Students Make Great Contributions This Semester!
RISE: Healthy for Life is lucky to have not one, not two, but FIVE students working with us this semester!
Donniqua Rolle (left) and Gladys Bolawa (right) are master’s students in Public Health at ETSU and will work with RISE over three semesters on their Trilogy project. Gladys and Donni are developing a survey, listening circles, and interviews to gather baseline data from sexual assault and domestic violence (SA/DV) survivors on their experience seeking services following an ssault. They are working closely with the Survivor-centered SA/DV Working Group of Collective Impact for Emotional and Sexual Health.
Lily Shadden (left), Seth Short (middle), and Megayn Wolfenden (right) all are ETSU Human Services students doing service learning this semester.

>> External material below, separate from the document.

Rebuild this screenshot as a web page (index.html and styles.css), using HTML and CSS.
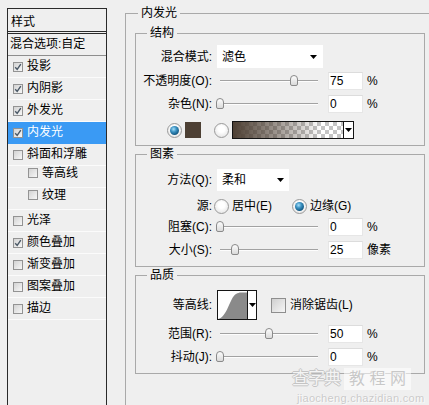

RISE seeks to provide meaningful experiences to all students who work with us, and we tailor projects to each person’s interests and experiences as well as where they would like to grow.
Lily rewrote a flyer about the importance of pronouns created for academic settings. She created two new versions, one suiteable for businesses and other organizations and one for the general public. RISE already used the new business-focused flyer for a Gender Diversity workshop for staff at the Johnson City Public Library. Lily also is creating a series of social media posts around survivor’s rights after sexual assault, resources for pregnant teens and their friends in our area, bullying, and sex ed myths and facts.

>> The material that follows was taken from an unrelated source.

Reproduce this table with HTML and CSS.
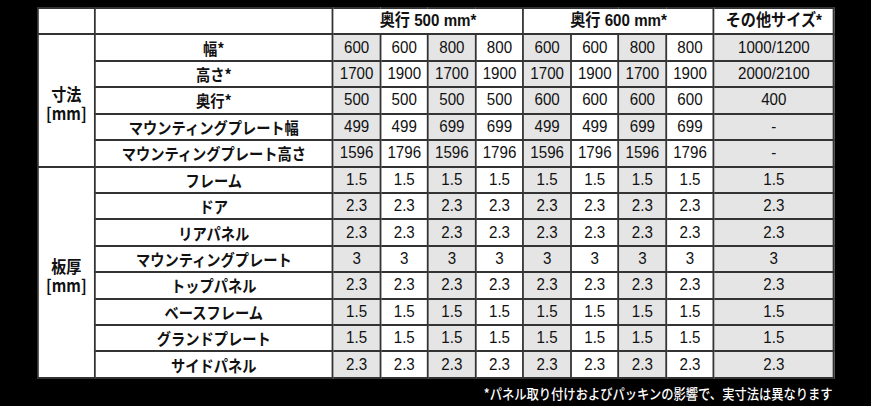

Seth Short will research and develop content for social media posts that:
Educate trauma survivors about their own trauma responses and behaviors
Encourage survivors to be compassionate with themselves.
Share resources available when they are ready.
Megayn Wolfendent continues work RISE began with Bonnie Sepora, the Comminity Solutions Program Fellow who recently completed a practicum with RISE. Megayn will facilitate meetings and resource development around creating a short documentary on the LGBTQ+ experience in Upper East Tennessee. She will coordinate with a variety of organizations and constituents to determine what the goal of the project will be, who is interested in being involved, and how we can make the best use of resources available.
RISE will provide all five students with Trauma-informed Care training, which they have indicated will be useful in their future work.
We are so grateful for the opportunity to work with these passionate, creative, inquisitive students to do meaningful work that will benefit so many folx in our area!